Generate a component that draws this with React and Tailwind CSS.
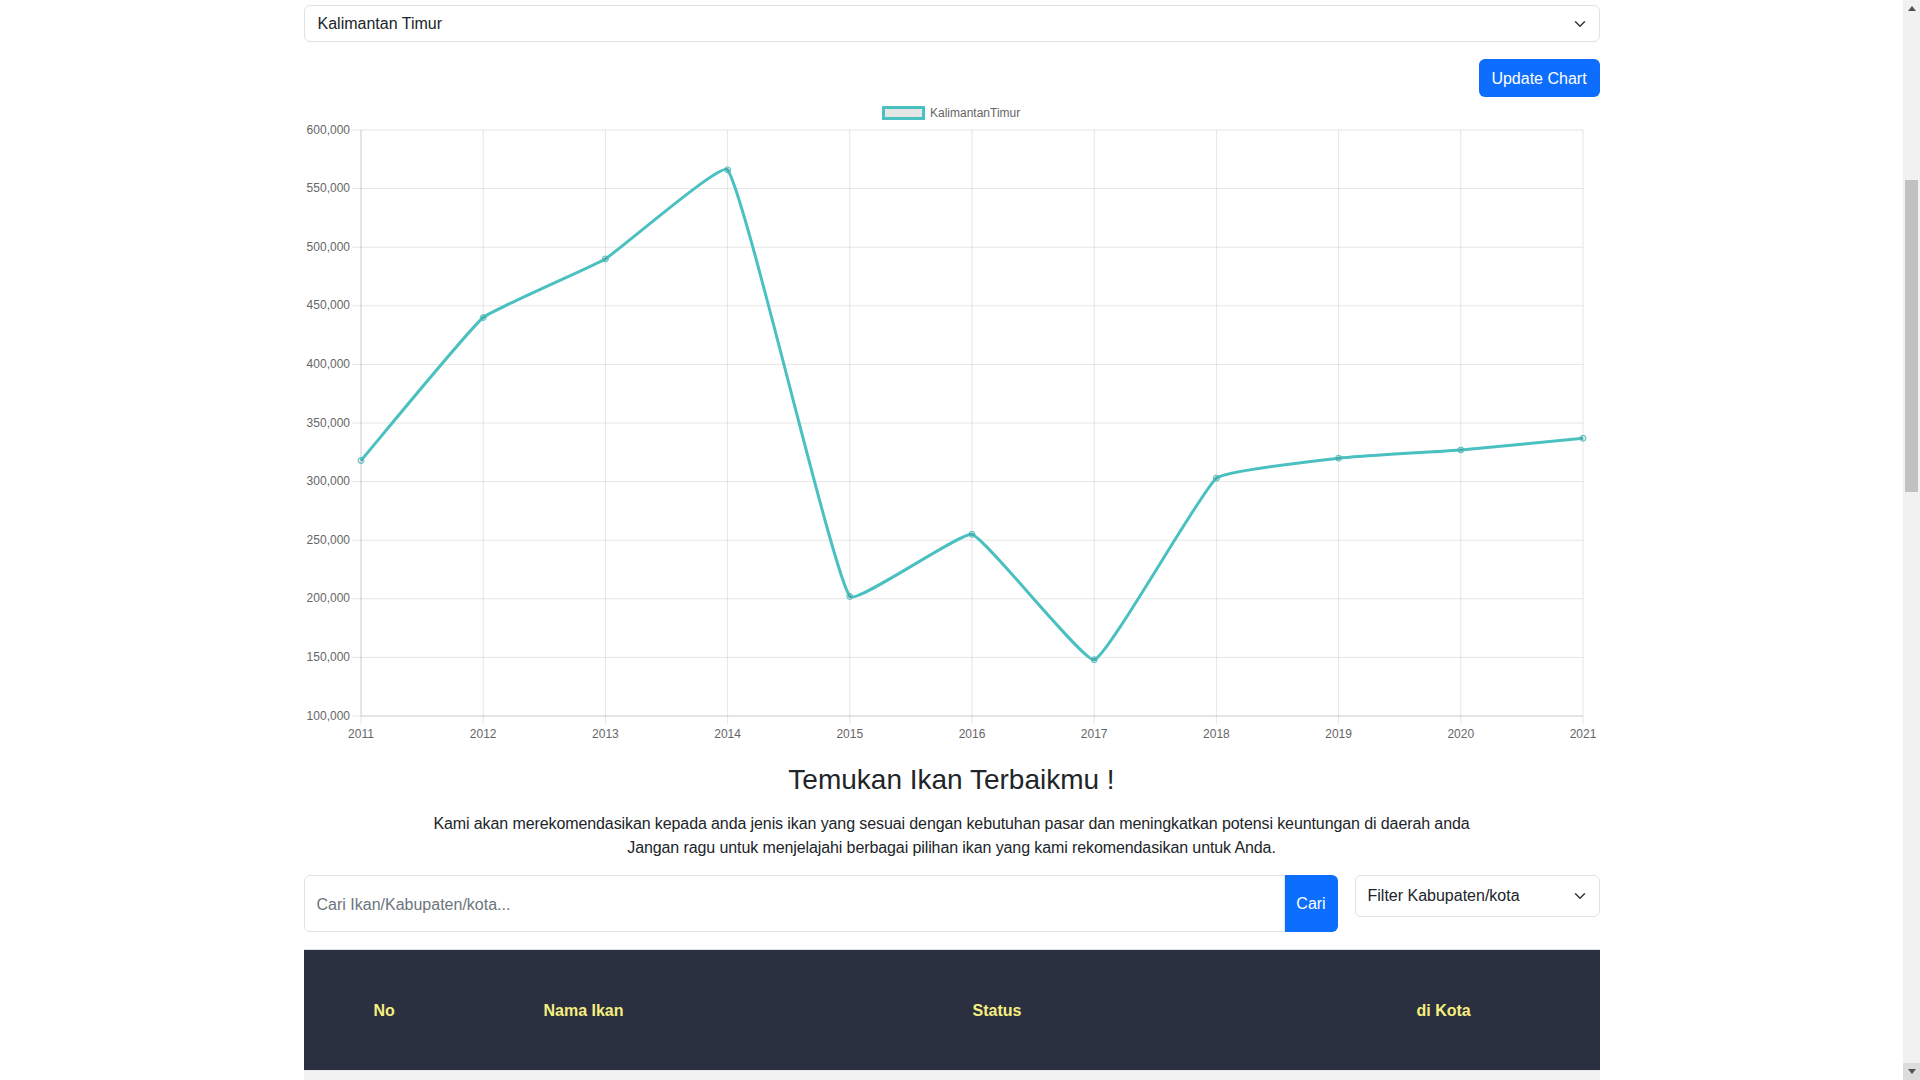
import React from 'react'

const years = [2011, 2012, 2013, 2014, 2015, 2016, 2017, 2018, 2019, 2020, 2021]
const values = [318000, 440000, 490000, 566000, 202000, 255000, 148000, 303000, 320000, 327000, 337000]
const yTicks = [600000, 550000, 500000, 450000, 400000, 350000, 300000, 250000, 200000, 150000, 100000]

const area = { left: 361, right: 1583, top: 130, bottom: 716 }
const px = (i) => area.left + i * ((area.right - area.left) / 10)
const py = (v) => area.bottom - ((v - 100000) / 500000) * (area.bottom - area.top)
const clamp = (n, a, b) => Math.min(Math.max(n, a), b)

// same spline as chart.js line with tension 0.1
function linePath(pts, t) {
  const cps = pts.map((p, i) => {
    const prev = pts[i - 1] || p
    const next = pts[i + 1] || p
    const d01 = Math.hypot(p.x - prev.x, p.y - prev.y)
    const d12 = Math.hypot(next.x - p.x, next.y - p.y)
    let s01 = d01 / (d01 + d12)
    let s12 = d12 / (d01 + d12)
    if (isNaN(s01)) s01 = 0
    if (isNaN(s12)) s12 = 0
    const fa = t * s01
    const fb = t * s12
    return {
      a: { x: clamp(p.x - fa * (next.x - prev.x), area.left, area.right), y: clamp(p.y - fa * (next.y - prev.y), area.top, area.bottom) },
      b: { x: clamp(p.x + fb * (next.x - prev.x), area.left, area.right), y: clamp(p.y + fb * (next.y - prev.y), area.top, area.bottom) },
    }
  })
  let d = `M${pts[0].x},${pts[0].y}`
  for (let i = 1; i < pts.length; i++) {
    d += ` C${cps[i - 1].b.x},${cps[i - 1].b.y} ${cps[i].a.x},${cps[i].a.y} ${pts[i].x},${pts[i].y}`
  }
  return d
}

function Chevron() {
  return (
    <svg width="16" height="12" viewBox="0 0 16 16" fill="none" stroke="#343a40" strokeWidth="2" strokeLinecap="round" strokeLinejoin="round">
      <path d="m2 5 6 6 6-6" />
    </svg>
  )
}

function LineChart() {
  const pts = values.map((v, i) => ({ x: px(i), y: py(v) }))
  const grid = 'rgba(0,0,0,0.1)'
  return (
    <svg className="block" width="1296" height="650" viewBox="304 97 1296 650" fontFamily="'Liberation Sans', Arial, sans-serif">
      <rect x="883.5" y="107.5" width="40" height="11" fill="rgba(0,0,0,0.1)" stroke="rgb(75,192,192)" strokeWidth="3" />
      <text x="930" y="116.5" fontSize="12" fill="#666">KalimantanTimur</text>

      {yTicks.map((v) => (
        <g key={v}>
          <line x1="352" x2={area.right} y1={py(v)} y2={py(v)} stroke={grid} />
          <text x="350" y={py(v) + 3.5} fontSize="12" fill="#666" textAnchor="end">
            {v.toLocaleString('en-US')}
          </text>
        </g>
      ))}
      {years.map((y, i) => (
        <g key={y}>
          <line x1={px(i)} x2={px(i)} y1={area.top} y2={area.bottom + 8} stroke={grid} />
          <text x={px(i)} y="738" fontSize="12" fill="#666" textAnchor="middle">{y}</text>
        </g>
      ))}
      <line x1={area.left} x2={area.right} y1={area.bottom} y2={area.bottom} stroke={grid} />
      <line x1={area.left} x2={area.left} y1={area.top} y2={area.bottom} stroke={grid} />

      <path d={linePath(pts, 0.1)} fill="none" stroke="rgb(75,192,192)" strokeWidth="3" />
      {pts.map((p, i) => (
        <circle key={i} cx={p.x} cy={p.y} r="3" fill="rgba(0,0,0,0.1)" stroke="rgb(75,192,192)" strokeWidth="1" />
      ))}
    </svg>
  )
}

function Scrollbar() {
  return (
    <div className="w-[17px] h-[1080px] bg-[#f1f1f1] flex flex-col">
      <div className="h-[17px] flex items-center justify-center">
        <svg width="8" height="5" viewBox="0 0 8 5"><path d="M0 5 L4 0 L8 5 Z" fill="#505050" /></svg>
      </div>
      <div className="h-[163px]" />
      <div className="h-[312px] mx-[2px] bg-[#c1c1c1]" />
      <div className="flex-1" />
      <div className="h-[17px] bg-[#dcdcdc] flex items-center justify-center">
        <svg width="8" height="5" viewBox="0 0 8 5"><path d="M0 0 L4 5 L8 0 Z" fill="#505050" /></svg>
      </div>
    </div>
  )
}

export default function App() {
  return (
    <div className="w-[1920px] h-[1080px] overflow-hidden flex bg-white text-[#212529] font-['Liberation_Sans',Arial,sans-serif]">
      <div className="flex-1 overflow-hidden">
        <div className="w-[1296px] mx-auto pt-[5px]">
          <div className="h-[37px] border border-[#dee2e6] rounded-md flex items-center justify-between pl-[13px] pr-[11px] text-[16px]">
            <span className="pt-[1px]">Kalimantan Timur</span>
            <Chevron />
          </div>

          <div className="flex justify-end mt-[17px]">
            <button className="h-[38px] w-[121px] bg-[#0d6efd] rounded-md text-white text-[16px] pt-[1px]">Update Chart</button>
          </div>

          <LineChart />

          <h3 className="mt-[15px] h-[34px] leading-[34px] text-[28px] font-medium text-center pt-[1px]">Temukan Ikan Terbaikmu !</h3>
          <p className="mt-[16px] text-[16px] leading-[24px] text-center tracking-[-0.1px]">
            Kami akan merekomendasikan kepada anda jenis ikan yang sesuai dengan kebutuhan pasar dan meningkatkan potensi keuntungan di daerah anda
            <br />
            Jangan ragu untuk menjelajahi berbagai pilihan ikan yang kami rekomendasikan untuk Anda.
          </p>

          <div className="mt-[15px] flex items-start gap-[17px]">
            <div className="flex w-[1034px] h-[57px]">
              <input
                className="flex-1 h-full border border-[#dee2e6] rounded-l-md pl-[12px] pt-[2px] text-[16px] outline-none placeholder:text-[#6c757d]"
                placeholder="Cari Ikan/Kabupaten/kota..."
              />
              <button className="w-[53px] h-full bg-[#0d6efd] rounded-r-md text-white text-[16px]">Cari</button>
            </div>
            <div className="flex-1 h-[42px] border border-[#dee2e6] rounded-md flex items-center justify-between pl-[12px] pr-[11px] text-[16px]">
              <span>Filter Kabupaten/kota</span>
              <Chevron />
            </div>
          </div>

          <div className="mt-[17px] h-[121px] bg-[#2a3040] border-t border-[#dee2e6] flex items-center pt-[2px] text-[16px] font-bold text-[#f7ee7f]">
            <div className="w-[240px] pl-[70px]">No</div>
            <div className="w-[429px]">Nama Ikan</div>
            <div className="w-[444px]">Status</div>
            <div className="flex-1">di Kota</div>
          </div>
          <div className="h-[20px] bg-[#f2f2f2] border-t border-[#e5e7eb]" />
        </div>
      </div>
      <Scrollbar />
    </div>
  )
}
#####
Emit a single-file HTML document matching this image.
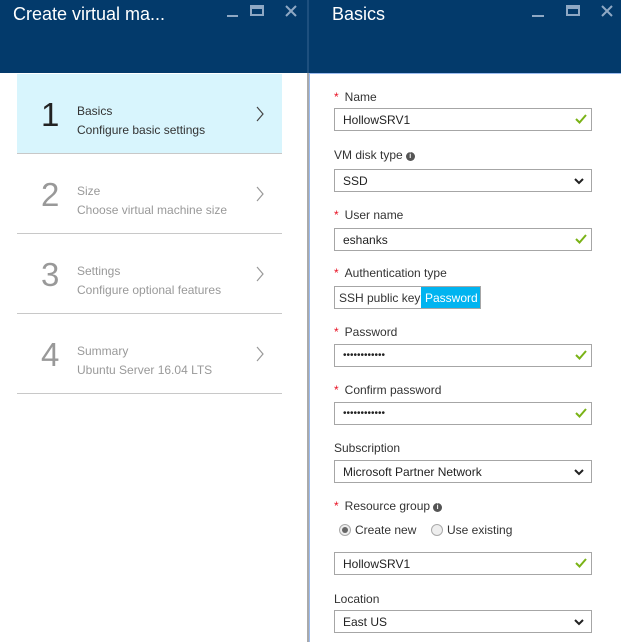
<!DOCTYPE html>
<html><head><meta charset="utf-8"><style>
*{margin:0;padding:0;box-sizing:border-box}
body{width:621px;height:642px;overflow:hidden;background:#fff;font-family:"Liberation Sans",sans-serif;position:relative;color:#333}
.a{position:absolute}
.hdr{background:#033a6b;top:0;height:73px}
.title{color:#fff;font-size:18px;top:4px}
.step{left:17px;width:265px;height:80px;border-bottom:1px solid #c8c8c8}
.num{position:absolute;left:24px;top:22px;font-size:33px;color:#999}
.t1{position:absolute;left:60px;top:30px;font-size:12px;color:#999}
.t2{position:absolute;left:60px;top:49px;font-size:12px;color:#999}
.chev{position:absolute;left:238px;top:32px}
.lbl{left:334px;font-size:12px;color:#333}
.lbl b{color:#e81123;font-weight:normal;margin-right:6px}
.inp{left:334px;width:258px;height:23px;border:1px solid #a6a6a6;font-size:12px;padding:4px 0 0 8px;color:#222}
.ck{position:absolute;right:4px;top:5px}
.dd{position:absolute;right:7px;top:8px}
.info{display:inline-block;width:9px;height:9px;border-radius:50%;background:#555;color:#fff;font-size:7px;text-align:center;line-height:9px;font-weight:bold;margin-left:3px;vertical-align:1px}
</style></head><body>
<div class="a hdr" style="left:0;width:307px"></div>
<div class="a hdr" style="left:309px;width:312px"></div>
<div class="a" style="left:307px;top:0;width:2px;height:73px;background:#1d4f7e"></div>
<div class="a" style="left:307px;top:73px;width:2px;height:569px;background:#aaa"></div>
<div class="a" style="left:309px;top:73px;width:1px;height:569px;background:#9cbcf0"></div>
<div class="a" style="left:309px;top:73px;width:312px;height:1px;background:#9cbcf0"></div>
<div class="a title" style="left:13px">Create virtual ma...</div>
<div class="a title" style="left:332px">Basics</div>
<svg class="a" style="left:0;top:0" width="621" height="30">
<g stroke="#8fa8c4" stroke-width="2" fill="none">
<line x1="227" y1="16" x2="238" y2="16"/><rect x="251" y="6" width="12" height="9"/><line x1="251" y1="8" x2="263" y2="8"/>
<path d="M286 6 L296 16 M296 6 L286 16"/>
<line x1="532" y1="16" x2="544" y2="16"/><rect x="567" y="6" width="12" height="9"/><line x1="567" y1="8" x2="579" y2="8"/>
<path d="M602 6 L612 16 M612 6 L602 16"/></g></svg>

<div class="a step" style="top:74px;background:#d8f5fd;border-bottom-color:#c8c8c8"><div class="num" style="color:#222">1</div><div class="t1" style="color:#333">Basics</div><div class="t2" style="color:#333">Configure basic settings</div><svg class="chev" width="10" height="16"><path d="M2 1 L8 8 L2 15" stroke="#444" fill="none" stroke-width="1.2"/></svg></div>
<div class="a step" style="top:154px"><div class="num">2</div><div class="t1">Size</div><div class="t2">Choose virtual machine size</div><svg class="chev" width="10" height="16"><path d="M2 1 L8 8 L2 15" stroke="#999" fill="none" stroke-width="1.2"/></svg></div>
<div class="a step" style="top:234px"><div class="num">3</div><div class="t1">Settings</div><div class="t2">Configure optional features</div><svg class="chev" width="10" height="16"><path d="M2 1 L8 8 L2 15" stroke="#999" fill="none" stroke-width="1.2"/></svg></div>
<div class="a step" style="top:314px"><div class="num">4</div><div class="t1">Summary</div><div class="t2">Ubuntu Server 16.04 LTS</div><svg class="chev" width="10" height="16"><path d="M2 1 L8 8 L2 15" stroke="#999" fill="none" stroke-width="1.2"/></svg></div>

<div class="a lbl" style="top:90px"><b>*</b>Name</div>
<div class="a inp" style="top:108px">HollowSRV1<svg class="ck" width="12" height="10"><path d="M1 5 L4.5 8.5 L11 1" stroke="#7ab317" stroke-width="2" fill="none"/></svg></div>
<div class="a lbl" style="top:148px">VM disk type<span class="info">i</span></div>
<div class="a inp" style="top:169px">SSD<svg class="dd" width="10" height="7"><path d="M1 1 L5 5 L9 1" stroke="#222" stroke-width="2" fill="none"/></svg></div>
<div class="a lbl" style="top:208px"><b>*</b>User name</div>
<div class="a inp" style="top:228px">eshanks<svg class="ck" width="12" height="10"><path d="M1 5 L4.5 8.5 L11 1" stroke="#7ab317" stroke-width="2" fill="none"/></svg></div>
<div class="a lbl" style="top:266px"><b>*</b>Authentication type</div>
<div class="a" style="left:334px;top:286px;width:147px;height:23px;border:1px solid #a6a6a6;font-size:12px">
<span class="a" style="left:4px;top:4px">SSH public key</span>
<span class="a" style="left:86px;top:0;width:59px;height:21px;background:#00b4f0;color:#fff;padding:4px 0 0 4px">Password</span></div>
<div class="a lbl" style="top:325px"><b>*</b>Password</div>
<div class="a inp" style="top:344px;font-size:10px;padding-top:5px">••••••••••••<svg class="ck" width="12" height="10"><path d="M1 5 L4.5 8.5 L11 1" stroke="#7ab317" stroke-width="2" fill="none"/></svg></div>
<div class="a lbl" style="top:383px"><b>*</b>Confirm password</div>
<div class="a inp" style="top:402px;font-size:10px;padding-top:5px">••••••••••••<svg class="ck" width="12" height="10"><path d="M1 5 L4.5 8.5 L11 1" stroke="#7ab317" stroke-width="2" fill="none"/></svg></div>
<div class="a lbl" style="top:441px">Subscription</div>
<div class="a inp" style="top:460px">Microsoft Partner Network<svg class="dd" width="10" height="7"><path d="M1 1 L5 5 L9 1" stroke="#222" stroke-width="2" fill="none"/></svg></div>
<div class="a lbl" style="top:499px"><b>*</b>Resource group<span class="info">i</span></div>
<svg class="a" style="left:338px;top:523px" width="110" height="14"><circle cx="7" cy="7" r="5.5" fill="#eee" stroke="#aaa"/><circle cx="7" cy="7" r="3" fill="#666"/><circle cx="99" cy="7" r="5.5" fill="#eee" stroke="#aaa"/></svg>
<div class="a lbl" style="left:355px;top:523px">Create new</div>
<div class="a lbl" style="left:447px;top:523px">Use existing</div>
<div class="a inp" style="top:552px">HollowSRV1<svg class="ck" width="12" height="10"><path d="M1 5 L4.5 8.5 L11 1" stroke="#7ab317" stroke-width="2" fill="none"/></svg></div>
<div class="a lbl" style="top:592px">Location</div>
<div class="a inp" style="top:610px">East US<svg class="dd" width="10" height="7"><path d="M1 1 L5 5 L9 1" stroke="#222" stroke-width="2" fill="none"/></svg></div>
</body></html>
#####
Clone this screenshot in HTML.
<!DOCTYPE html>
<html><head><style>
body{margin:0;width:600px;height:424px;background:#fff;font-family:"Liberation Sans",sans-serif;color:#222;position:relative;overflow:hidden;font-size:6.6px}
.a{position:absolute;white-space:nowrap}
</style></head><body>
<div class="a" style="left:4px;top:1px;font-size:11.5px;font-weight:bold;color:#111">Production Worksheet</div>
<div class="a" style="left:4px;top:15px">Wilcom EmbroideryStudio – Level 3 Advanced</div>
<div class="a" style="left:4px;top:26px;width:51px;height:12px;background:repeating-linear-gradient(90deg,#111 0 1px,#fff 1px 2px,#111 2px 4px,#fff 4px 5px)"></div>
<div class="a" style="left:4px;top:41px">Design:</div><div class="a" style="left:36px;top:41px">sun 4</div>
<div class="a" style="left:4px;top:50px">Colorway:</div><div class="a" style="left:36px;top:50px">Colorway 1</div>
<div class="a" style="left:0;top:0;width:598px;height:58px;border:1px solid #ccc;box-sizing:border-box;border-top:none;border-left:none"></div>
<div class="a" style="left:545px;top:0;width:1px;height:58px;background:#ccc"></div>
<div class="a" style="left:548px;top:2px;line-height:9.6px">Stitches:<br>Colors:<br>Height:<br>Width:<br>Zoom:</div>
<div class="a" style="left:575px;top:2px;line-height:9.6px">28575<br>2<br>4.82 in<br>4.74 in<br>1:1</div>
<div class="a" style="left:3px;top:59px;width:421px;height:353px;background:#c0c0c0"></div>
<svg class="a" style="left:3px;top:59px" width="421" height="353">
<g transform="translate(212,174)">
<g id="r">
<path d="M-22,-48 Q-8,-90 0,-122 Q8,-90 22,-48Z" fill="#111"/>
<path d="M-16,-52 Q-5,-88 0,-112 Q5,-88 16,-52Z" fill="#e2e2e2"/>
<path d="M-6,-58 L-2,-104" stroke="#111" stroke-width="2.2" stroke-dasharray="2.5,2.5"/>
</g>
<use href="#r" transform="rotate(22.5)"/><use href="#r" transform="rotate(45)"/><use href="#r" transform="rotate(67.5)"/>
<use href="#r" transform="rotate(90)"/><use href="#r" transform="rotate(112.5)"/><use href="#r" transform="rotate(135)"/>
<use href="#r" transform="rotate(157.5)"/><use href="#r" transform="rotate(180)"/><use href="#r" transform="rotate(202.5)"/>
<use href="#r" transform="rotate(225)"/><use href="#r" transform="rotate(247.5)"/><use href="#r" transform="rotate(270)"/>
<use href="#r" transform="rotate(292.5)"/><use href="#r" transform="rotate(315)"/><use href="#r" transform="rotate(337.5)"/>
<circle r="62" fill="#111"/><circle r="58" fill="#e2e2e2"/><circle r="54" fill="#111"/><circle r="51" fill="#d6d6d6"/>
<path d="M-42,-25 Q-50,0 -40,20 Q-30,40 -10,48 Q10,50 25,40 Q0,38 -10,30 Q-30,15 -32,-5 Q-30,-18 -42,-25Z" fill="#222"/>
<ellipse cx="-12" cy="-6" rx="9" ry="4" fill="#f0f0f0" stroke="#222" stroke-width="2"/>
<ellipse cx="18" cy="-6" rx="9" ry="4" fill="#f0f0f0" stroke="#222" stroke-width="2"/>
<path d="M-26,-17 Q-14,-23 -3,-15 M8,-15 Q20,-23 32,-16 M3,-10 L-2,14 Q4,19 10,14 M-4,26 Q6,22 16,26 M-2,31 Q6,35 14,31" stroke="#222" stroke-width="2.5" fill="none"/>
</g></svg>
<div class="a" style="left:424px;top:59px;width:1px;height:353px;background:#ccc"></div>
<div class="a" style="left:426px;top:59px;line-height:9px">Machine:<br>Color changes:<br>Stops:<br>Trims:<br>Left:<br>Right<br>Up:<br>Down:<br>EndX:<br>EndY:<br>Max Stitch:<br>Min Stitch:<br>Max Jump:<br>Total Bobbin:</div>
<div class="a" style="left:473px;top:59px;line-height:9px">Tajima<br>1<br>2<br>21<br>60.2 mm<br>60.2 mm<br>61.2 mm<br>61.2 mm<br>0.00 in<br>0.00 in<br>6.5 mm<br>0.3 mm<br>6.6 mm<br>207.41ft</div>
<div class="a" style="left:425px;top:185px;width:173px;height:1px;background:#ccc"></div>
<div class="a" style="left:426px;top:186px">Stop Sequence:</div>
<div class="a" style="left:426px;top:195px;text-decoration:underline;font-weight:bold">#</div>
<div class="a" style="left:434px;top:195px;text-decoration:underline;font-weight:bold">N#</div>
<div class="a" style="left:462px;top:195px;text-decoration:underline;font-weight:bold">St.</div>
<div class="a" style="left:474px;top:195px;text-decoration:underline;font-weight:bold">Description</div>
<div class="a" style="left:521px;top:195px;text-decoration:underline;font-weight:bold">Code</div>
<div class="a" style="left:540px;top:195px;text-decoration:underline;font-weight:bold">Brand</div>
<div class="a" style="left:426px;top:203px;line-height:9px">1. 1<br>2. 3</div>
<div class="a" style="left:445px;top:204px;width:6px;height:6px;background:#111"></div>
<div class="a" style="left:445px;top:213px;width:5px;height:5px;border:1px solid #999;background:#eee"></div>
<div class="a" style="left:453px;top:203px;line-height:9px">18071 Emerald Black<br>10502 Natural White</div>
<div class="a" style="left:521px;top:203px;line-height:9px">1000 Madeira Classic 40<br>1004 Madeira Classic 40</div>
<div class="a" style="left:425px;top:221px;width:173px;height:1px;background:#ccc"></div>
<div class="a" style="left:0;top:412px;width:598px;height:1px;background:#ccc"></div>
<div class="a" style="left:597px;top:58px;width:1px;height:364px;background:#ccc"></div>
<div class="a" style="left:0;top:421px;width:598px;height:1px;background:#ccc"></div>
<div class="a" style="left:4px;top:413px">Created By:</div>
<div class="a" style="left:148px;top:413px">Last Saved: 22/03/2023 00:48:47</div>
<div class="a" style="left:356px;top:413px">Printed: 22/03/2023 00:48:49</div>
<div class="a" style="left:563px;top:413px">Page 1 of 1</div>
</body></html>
#####
Prompt: Retype only the lines above from the one with "Generate a component" through the one with "200000, 150000, 100000]", exactly and with both ends. Images stay out.

Exercise response:
Generate a component that draws this with React and Tailwind CSS.
import React from 'react'

const years = [2011, 2012, 2013, 2014, 2015, 2016, 2017, 2018, 2019, 2020, 2021]
const values = [318000, 440000, 490000, 566000, 202000, 255000, 148000, 303000, 320000, 327000, 337000]
const yTicks = [600000, 550000, 500000, 450000, 400000, 350000, 300000, 250000, 200000, 150000, 100000]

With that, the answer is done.